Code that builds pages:

::::::::::

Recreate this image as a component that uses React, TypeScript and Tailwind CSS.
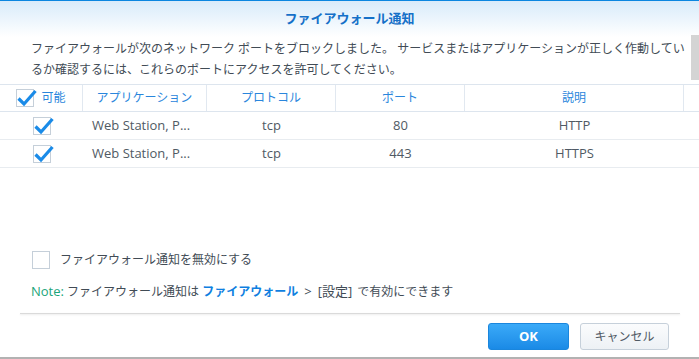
import React from "react";

const FONT = '"Open Sans", "Noto Sans CJK JP", sans-serif';

function Check({ checked }: { checked: boolean }) {
  return (
    <div className="relative w-[18px] h-[18px] shrink-0 border border-[#c5cfd9] bg-white">
      {checked && (
        <svg
          className="absolute -left-[1px] -top-[1px] overflow-visible"
          width="20"
          height="18"
          viewBox="0 0 20 18"
        >
          <path d="M2.5 9.5 L8 15 L19.5 2" stroke="#1a8be8" strokeWidth="3.2" fill="none" />
        </svg>
      )}
    </div>
  );
}

const rows = [
  { app: "Web Station, P...", proto: "tcp", port: "80", desc: "HTTP" },
  { app: "Web Station, P...", proto: "tcp", port: "443", desc: "HTTPS" },
];

export default function App() {
  return (
    <div
      className="relative w-[699px] h-[359px] overflow-hidden bg-white flex flex-col border-t border-t-[#0a86e0] border-b-2 border-b-[#b2b2b2]"
      style={{ fontFamily: FONT }}
    >
      {/* header */}
      <div className="h-[36px] shrink-0 flex items-center justify-center bg-gradient-to-b from-[#d8ebfa] to-white">
        <span className="text-[13px] font-bold text-[#1570c8]">ファイアウォール通知</span>
      </div>

      {/* description */}
      <div className="mt-[1px] pl-[31px] text-[12px] leading-[21px] text-[#414b55] whitespace-nowrap">
        <div>ファイアウォールが次のネットワーク ポートをブロックしました。 サービスまたはアプリケーションが正しく作動してい</div>
        <div>るか確認するには、これらのポートにアクセスを許可してください。</div>
      </div>

      {/* table header */}
      <div className="mt-[4px] h-[28px] flex border-t border-b border-[#dde5ee] text-[12px] text-[#2a86dc]">
        <div className="w-[83px] flex items-center justify-center gap-[7px] border-r border-[#e1e8f0]">
          <Check checked />
          <span>可能</span>
        </div>
        <div className="w-[124px] flex items-center justify-center border-r border-[#e1e8f0]">アプリケーション</div>
        <div className="w-[129px] flex items-center justify-center border-r border-[#e1e8f0]">プロトコル</div>
        <div className="w-[129px] flex items-center justify-center border-r border-[#e1e8f0]">ポート</div>
        <div className="w-[219px] flex items-center justify-center border-r border-[#e1e8f0]">説明</div>
        <div className="flex-1" />
      </div>

      {/* rows */}
      {rows.map((r, i) => (
        <div key={i} className="h-[28px] flex border-b border-[#e8ecf0] text-[13px] text-[#505a64]">
          <div className="w-[83px] flex items-center justify-center">
            <Check checked />
          </div>
          <div className="w-[124px] flex items-center pl-[9px] whitespace-nowrap">{r.app}</div>
          <div className="w-[129px] flex items-center justify-center">{r.proto}</div>
          <div className="w-[129px] flex items-center justify-center">{r.port}</div>
          <div className="w-[219px] flex items-center justify-center">{r.desc}</div>
        </div>
      ))}

      {/* disable checkbox */}
      <div className="mt-[83px] h-[18px] pl-[32px] flex items-center gap-[10px] text-[12px] text-[#414b55]">
        <Check checked={false} />
        <span>ファイアウォール通知を無効にする</span>
      </div>

      {/* note */}
      <div className="mt-[12px] pl-[31px] text-[12px] leading-[20px] text-[#414b55] whitespace-nowrap">
        <span className="text-[13px] text-[#1ba57a]">Note:</span> ファイアウォール通知は{" "}
        <span className="font-bold text-[#0f7fe0]">ファイアウォール</span>
        <span className="text-[13px] ml-[6px] mr-[6px]">&gt;</span>
        <span className="text-[13px]">[設定]</span>
        <span className="ml-[5px]">で有効にできます</span>
      </div>

      {/* separator */}
      <div className="mt-[11px] ml-[20px] w-[660px] h-[1px] bg-[#dadada] shadow-[0_1px_2px_rgba(0,0,0,0.10)]" />

      {/* buttons */}
      <div className="mt-[9px] h-[27px] flex justify-end gap-[11px] pr-[30px]">
        <button className="w-[81px] h-[27px] rounded-[3px] border border-[#1a86dd] bg-gradient-to-b from-[#3aaaf8] to-[#1a8ae6] text-white text-[13px] font-bold">
          OK
        </button>
        <button className="w-[89px] h-[27px] rounded-[3px] border border-[#c6d0da] bg-gradient-to-b from-[#fbfcfd] to-[#edf1f5] text-[#505a64] text-[12px]">
          キャンセル
        </button>
      </div>

      {/* scrollbar thumb */}
      <div className="absolute left-[691px] top-[34px] w-[8px] h-[45px] bg-[#d4d4d4]" />
    </div>
  );
}
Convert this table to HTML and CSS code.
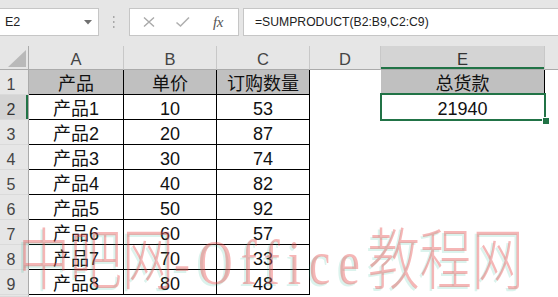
FILE: index.html
```html
<!DOCTYPE html>
<html>
<head>
<meta charset="utf-8">
<link rel="stylesheet" href="styles.css">
</head>
<body>
<div class="fbar">
  <div class="namebox"><span>E2</span>
    <svg class="dd" width="8" height="5" viewBox="0 0 8 5"><path d="M0 0H8L4 4.5Z" fill="#707070"/></svg>
  </div>
  <div class="sep">
    <svg width="2" height="12" viewBox="0 0 2 12"><rect x="0" y="0" width="1.5" height="2" fill="#a8a8a8"/><rect x="0" y="5" width="1.5" height="2" fill="#a8a8a8"/><rect x="0" y="10" width="1.5" height="2" fill="#a8a8a8"/></svg>
  </div>
  <div class="btns">
    <svg class="ic" width="14" height="12" viewBox="0 0 14 12"><path d="M2 1.5L12 10.5M12 1.5L2 10.5" stroke="#a9a9a9" stroke-width="1.4" fill="none"/></svg>
    <svg class="ic" width="16" height="12" viewBox="0 0 16 12"><path d="M1.5 6.5L5.5 10L14 1.5" stroke="#b0b0b0" stroke-width="1.6" fill="none"/></svg>
    <span class="fx">fx</span>
  </div>
  <div class="formula">=SUMPRODUCT(B2:B9,C2:C9)</div>
</div>
<div class="sheet">
  <div class="grid">
    <div class="ch corner"><svg width="18" height="17" viewBox="0 0 18 17"><path d="M18 0V17H0Z" fill="#b9b9b9"/></svg></div>
    <div class="ch">A</div><div class="ch">B</div><div class="ch">C</div><div class="ch">D</div><div class="ch sel">E</div><div class="ch last"></div>

    <div class="rh">1</div><div class="c t hd">产品</div><div class="c t hd">单价</div><div class="c t hd">订购数量</div><div class="c"></div><div class="c t hd">总货款</div><div class="c"></div>
    <div class="rh rsel">2</div><div class="c t">产品1</div><div class="c t">10</div><div class="c t">53</div><div class="c"></div><div class="c t active">21940<span class="selbox"><span class="handle"></span></span></div><div class="c"></div>
    <div class="rh">3</div><div class="c t">产品2</div><div class="c t">20</div><div class="c t">87</div><div class="c"></div><div class="c"></div><div class="c"></div>
    <div class="rh">4</div><div class="c t">产品3</div><div class="c t">30</div><div class="c t">74</div><div class="c"></div><div class="c"></div><div class="c"></div>
    <div class="rh">5</div><div class="c t">产品4</div><div class="c t">40</div><div class="c t">82</div><div class="c"></div><div class="c"></div><div class="c"></div>
    <div class="rh">6</div><div class="c t">产品5</div><div class="c t">50</div><div class="c t">92</div><div class="c"></div><div class="c"></div><div class="c"></div>
    <div class="rh">7</div><div class="c t">产品6</div><div class="c t">60</div><div class="c t">57</div><div class="c"></div><div class="c"></div><div class="c"></div>
    <div class="rh">8</div><div class="c t">产品7</div><div class="c t">70</div><div class="c t">33</div><div class="c"></div><div class="c"></div><div class="c"></div>
    <div class="rh">9</div><div class="c t">产品8</div><div class="c t">80</div><div class="c t">48</div><div class="c"></div><div class="c"></div><div class="c"></div>
    <div class="rh"></div><div class="c"></div><div class="c"></div><div class="c"></div><div class="c"></div><div class="c"></div><div class="c"></div>
  </div>
  <div class="wm"><span class="wm-cjk">中吧网</span><span class="wm-lat">-Office</span><span class="wm-cjk">教程网</span></div>
</div>
</body>
</html>
```
FILE: styles.css
```css
html, body {
  margin: 0;
  padding: 0;
}
body {
  width: 558px;
  height: 297px;
  overflow: hidden;
  background: #fff;
  font-family: "Liberation Sans", "Noto Sans CJK SC", sans-serif;
}

/* formula bar */
.fbar {
  height: 46px;
  box-sizing: border-box;
  padding-top: 8px;
  background: #e6e6e6;
  display: flex;
  align-items: flex-start;
}
.namebox {
  margin-left: -1px;
  width: 100px;
  height: 28px;
  box-sizing: border-box;
  background: #fff;
  border: 1px solid #c6c6c6;
  display: flex;
  align-items: center;
  justify-content: space-between;
  padding: 0 6px 0 5px;
  font-size: 12.5px;
  color: #222;
}
.dd {
  margin-top: 1px;
}
.sep {
  width: 30px;
  height: 28px;
  display: flex;
  align-items: center;
  justify-content: center;
}
.btns {
  width: 110px;
  height: 28px;
  box-sizing: border-box;
  background: #fff;
  border: 1px solid #c6c6c6;
  display: flex;
  align-items: center;
  padding-left: 12px;
  gap: 19px;
}
.fx {
  font-family: "Liberation Serif", serif;
  font-style: italic;
  font-size: 15px;
  color: #555;
  margin-left: 3px;
  letter-spacing: -0.5px;
}
.formula {
  margin-left: 4px;
  flex: 1;
  height: 28px;
  box-sizing: border-box;
  background: #fff;
  border: 1px solid #c6c6c6;
  margin-right: -2px;
  padding-left: 11px;
  display: flex;
  align-items: center;
  font-size: 12.2px;
  color: #222;
}

/* sheet */
.sheet {
  position: relative;
  height: 251px;
  overflow: hidden;
}
.grid {
  display: grid;
  grid-template-columns: 29px 95px 93px 93px 71px 164px 1fr;
  grid-template-rows: 24px repeat(9, 25px) 2px;
}
.ch {
  box-sizing: border-box;
  background: #e6e6e6;
  border-right: 1px solid #c8c8c8;
  border-bottom: 1px solid #ababab;
  display: flex;
  align-items: flex-end;
  justify-content: center;
  font-size: 16.5px;
  line-height: 18px;
  color: #444;
  padding-bottom: 1px;
}
.ch.corner {
  border-right-color: #ababab;
  align-items: flex-start;
  justify-content: flex-end;
  padding: 4px 2px 0 0;
}
.ch.last {
  border-right: none;
}
.ch.sel {
  background: #d4d4d4;
  box-shadow: inset 0 -2px 0 #217346;
  color: #333;
}
.rh {
  box-sizing: border-box;
  background: #e6e6e6;
  border-right: 1px solid #ababab;
  border-bottom: 1px solid #dadada;
  display: flex;
  align-items: flex-end;
  justify-content: center;
  padding-right: 6px;
  font-size: 16px;
  line-height: 18px;
  color: #444;
}
.rh.rsel {
  background: #d4d4d4;
  box-shadow: inset -2px 0 0 #217346;
  color: #333;
}
.c {
  box-sizing: border-box;
  display: flex;
  align-items: flex-end;
  justify-content: center;
  font-size: 18px;
  line-height: 19px;
  color: #111;
  border-right: 1px solid transparent;
  border-bottom: 1px solid transparent;
}
.c.t {
  border-right-color: #000;
  border-bottom-color: #000;
}
.c.hd {
  background: #c0c0c0;
}
.active {
  position: relative;
}
.selbox {
  position: absolute;
  left: -1px;
  top: -2px;
  right: -2px;
  bottom: -2px;
  border: 2px solid #217346;
}
.handle {
  position: absolute;
  right: -5px;
  bottom: -5px;
  width: 6px;
  height: 6px;
  background: #217346;
  box-shadow: 0 0 0 1px #fff;
}

/* watermark */
.wm {
  position: absolute;
  left: 18px;
  top: 176px;
  white-space: nowrap;
  line-height: 52px;
  transform: scaleY(1.3);
  transform-origin: top left;
  color: rgba(232, 80, 80, 0.42);
  text-shadow: -2px 1px 0 rgba(0, 170, 130, 0.14);
  pointer-events: none;
}
.wm-cjk {
  font-family: "Noto Sans CJK SC", sans-serif;
  font-weight: 300;
  font-size: 52px;
}
.wm-lat {
  font-family: "Liberation Serif", serif;
  font-size: 48px;
  letter-spacing: 8px;
}
```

::::::::::

Gather from the data above every line with the string "React".

Recreate this image as a component that uses React, TypeScript and Tailwind CSS.
import React from "react";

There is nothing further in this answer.